There are many other problems too. Different players use Twitter differnetly. Tweet frequencies are different, so for some 3000 Tweets might be a month and for others it might be years. Some players use foreign languages. And if anything too controversial is said, Twitter accounts can be deleted (I wasn't even looking for this, but I couldn't help but notice that Jahlil Okafor, Emmanuel Mudiay, Dakari Johnson, and Chris Walker all deleted their accounts at some point - probably others did too).
But let's ignore all those drawbacks for now and look at the results of the content analysis. Unsurprisingly, basketball was a popular topic for Tweeting amongst the top 100 prospects.
However, players exhibited heterogeneity in their propensities to Tweet about different subjects. After filtering out the players with less than 100 categorized Tweets, I was left with 52 players with decent sample sizes, an average of 426 categorized Tweets/player. The players with the highest percentages of Tweets falling into each category are shown in the following tables and scatter plots.
Just from glancing at the tables, it seems that there are some big names near the top for Basketball %. Is there a correlation between prospect rank and Tweet content, maybe due to self-censoring or self-promotion? Actually, no. The highest correlation coefficient between prospect ranks and one of these percentages is 0.26 between rank and Other %, which is not very large. The correlation for rank and Basketball % is slightly negative.
Speaking of correlations, Andrew and Aaron Harrison have almost identical Tweet category percentages. Which I guess should be expected.
Especially in light of Fun Tidbit #2, I can't help but wonder if the NBA's Michael Sam could be found through techniques like this. I imagine his Girls % would be quite low. I'm not sure how that makes me feel.
It is difficult to derive much insight from the type of analysis presented here because there is no validation. To build a predictive model, you need some type of "gold standard" for comparison, so you can confirm that your model actually works. For instance, in my current job I am trying to automatically detect errors in clinical trial data, so my gold standard is datasets before and after they were manually checked for errors by domain experts. If I can reproduce those results, then I have something. Rather than just gathering some data and jumping in with some generic analysis like I presented here, the real challenge is to define how we can be confident that any of these techniques are actually working and providing value. After that, I could imagine myriad sophisticated analytical techniques that could be applied. But a solid grounding in reality is the most important factor, and that is likely one of the largest challenges you face in data analysis.

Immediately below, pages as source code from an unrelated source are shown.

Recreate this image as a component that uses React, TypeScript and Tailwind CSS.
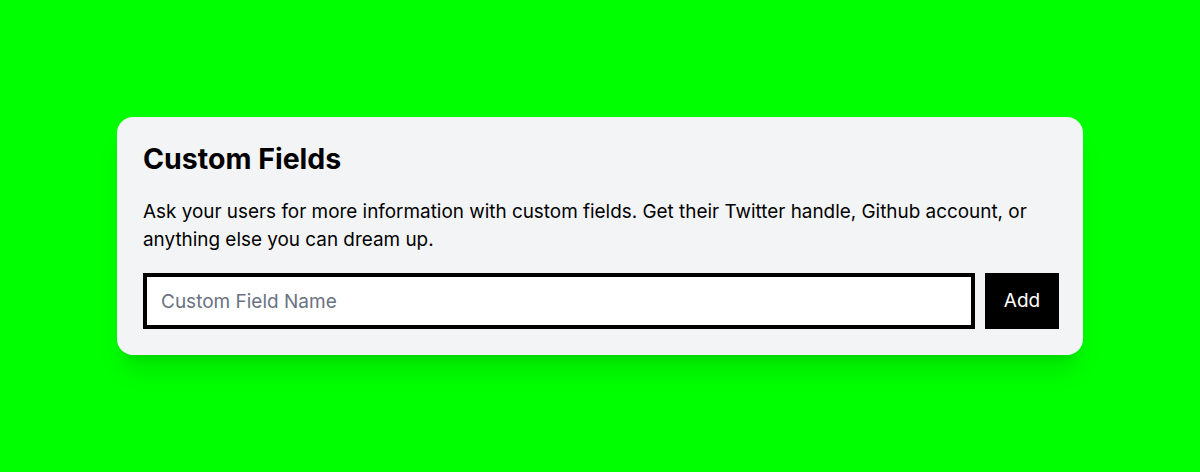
export default function App() {
  return (
    <div className="min-h-screen w-full bg-[#00ff00] flex items-center justify-center" style={{ fontFamily: 'Inter, "Noto Sans", sans-serif' }}>
      <div className="w-[966px] rounded-2xl bg-gray-100 pl-[26px] pr-6 pt-6 pb-[26px] shadow-xl">
        <h2 className="text-[28.5px] leading-9 font-bold text-black">Custom Fields</h2>
        <p className="mt-[21px] text-[18.9px] leading-7 text-black">
          Ask your users for more information with custom fields. Get their Twitter handle, Github account, or anything else you can dream up.
        </p>
        <div className="mt-[19px] flex gap-2.5">
          <input
            type="text"
            placeholder="Custom Field Name"
            className="h-14 flex-1 border-4 border-black bg-white pl-3.5 text-[19px] text-black placeholder:text-gray-500 outline-none"
          />
          <button className="h-14 w-[74px] bg-black text-[19px] text-white">Add</button>
        </div>
      </div>
    </div>
  );
}
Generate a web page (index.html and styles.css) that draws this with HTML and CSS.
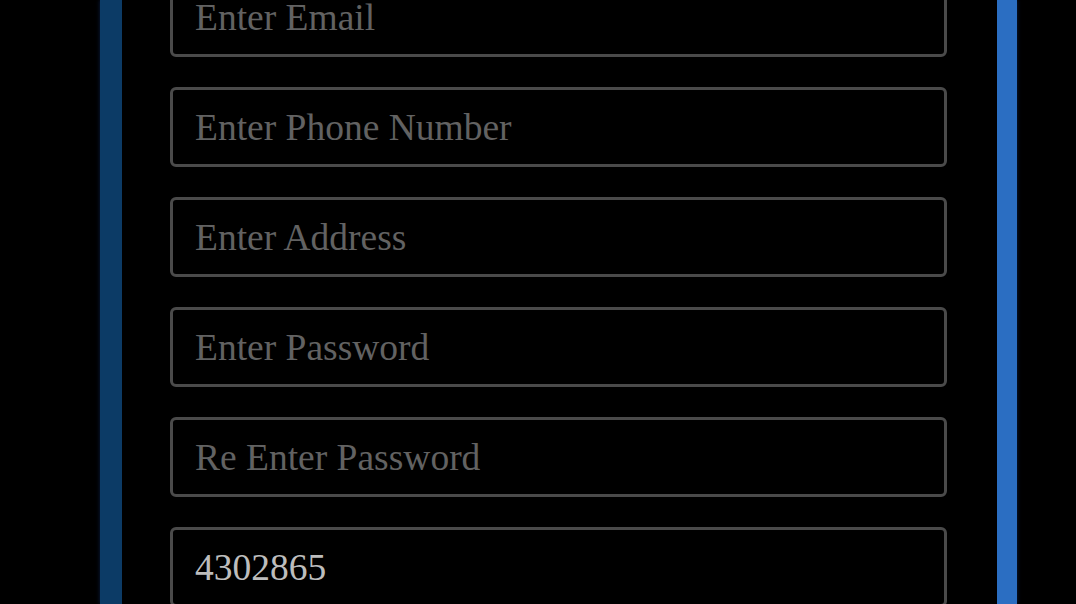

One idea along those lines would be to look at historical data. That might not be available, of course. Twitter is pretty new. But at a minimum, you could start gathering data now on current prospects, which could then serve as historical data in the future. Maybe something like "percentage of Tweets about basketball" correlates well with how much a player improves after they enter the NBA. The only way to know is to do the grunt work of collecting, annotating, and (finally) analyzing that data.
I did almost all my analysis in Python because it's an incredibly elegant language and it makes me happy. The libraries I used are TextBlob (sentiment analysis), Beautiful Soup (screen scraping), Requests (downloading crap), Tweepy (easy Twitter API access), Flask (content analysis web UI), and sqlite3 (plenty fast for data storage and manipulation at this scale).
For this document, I used D3 to make the charts. I'm pretty new to D3, but somehow I managed to scrape something together.